In the second case, the sum of two independent lognormals doesn't have a nice closed form. 


*

*If you're just looking to get it into the range $(0,1)$, any cdf on $(0,\infty)$ can do that (lognormal, gamma, Weibull, F, log-logistic, beta prime, ...). However you could just do $Y/(Y+1)$ -- my $Y$ is your $LZ$ -- to the same effect. I guess that would just be a standard log-logistic cdf transform though. I think this would be equivalent to taking logs and applying the same logistic you would for the normal case.

*If you want a rough approximation to uniform, take the sum to be lognormal with mean the sum of the means (careful, don't add the log-scale $\mu$ parameters), and variance the sum of the variances (with the corresponding not of caution). This will often work fairly well:

(Code is given below)
By comparison, the problem with just getting the range right is that in practice almost all of the values are likely to end up in a very narrow part of the range:

That's the same sum, transformed by a standard log-logistic cdf. It's certainly in $(0,1)$, but in a sample of 10000 values, all of them were between 0.97 and 0.995. If that's what you want, then you should be okay (keeping in mind that the next one might be piled up the other end - or end up U-shaped, or bunched in the middle). If it's not what you need, then I suggest you at least do some approximate quantile matching or moment matching to get a better spread of values.


*

*If you really do want a uniform result (up to reasonable calculation accuracy), you could perhaps make use of numerical convolution.


--
#R code to calculate the lognormal approximation to the sum and transform:

X1 <- rlnorm(10000, 3, .4)
X2 <- rlnorm(10000, 4, .3)
hist(X1, n=100)
hist(X2, n=100)

m1 <- exp(3+.4^2/2)
m2 <- exp(4+.3^2/2)
v1 <- m1^2*(exp(.4^2)-1)
v2 <- m2^2*(exp(.3^2)-1)

Y <- X1+X2
v <- v1+v2
m <- m1+m2
s2 <- log(v/m^2+1)

hist(X1+X2, n=100)
uish <- plnorm(Y,log(m-s2/2),sqrt(s2))
hist(uish, n=100)

A: If it's just a matter of doing the simulation, you can, in the normal case, do:
mu1 <- 0
mu2 <- 1

sd1 <- 1
sd2 <- 3

N <- 10^4

z <- rnorm(N, mean = mu1, sd = sd1) + rnorm(N, mean = mu2, sd = sd2)

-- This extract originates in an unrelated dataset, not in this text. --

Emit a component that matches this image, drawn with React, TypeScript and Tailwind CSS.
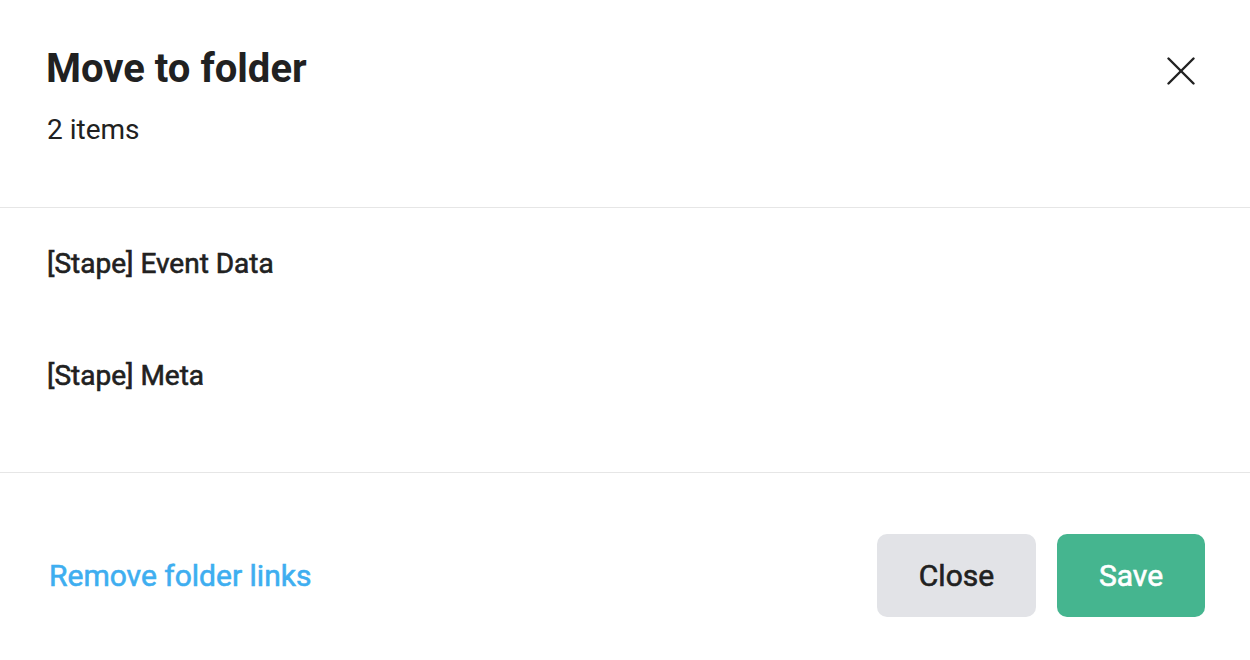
import React from 'react';

const items = ['[Stape] Event Data', '[Stape] Meta'];

const App: React.FC = () => {
  return (
    <div
      className="w-[1250px] h-[660px] bg-white flex flex-col text-[#212121]"
      style={{ fontFamily: 'Roboto, "Liberation Sans", sans-serif' }}
    >
      <div className="flex items-start justify-between pl-[46px] pr-[54px] pt-[45px] pb-[60px] border-b border-[#e6e6e6]">
        <div className="flex flex-col gap-[20px]">
          <h1 className="text-[40px] leading-[48px] font-bold">Move to folder</h1>
          <p className="pl-[1px] text-[28px] leading-[34px]">2 items</p>
        </div>
        <button className="mt-[11px] w-[30px] h-[30px] flex items-center justify-center text-[#212121]">
          <svg width="28" height="28" viewBox="0 0 28 28" fill="none" stroke="currentColor" strokeWidth="2.4" strokeLinecap="round">
            <line x1="1.5" y1="1.5" x2="26.5" y2="26.5" />
            <line x1="26.5" y1="1.5" x2="1.5" y2="26.5" />
          </svg>
        </button>
      </div>

      <div className="flex flex-col pb-[40px] border-b border-[#e6e6e6]">
        {items.map((item) => (
          <div key={item} className="h-[112px] flex items-center px-[47px]">
            <span className="text-[28px] leading-[34px] [-webkit-text-stroke:0.6px_currentColor]">{item}</span>
          </div>
        ))}
      </div>

      <div className="flex items-center justify-between pl-[49px] pr-[45px] pt-[61px]">
        <button className="text-[30px] leading-[36px] text-[#3eaef0] [-webkit-text-stroke:0.6px_currentColor]">
          Remove folder links
        </button>
        <div className="flex gap-[21px]">
          <button className="w-[159px] h-[83px] rounded-[10px] bg-[#e2e3e7] text-[30px] text-[#212121] [-webkit-text-stroke:0.6px_currentColor]">
            Close
          </button>
          <button className="w-[148px] h-[83px] rounded-[10px] bg-[#45b58f] text-[30px] text-white [-webkit-text-stroke:0.6px_currentColor]">
            Save
          </button>
        </div>
      </div>
    </div>
  );
};

export default App;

x <- rbinom(N, size = 1, prob = exp(z)/(exp(z)+1))

For the lognormal:
u <- exp(z)

y <- rbinom(N, size = 1, prob = u/(u+1))

By the way, the title of the question is misleading. You're just changing the range of the random variables, you're not transforming them in a uniform random variable.
A: Let $X$ have the continuous cdf $F_X(x)$ then define the random variable $Y=F_X(x)$.  Then $Y$ is uniformly distributed on $(0,1)$. This important property is called the Probability Integral Transform.
In your case, you may transform $Z$ and $LZ$ to uniformly distributed variables by using their respective cdf's.  The first cdf is easy (Z is normally distributed), the last is more challenging (the sum of two log normals is not log normal). 
Proof:
$$P(Y\leq y) = P(F_X(X) \leq y)$$
$$=P(F_X^{-1}[F_X(X)] \leq F_X^{-1}(y))$$
$$=P(X \leq F_X^{-1}(y))$$
$$=F_X(F_X^{-1}(y))=y$$
At the end points we have $P(Y \leq y)=1$ for $y = 1$ and $P(Y \leq y)=0$ for $y = 0$ verifying that $Y$ has a uniform distribution.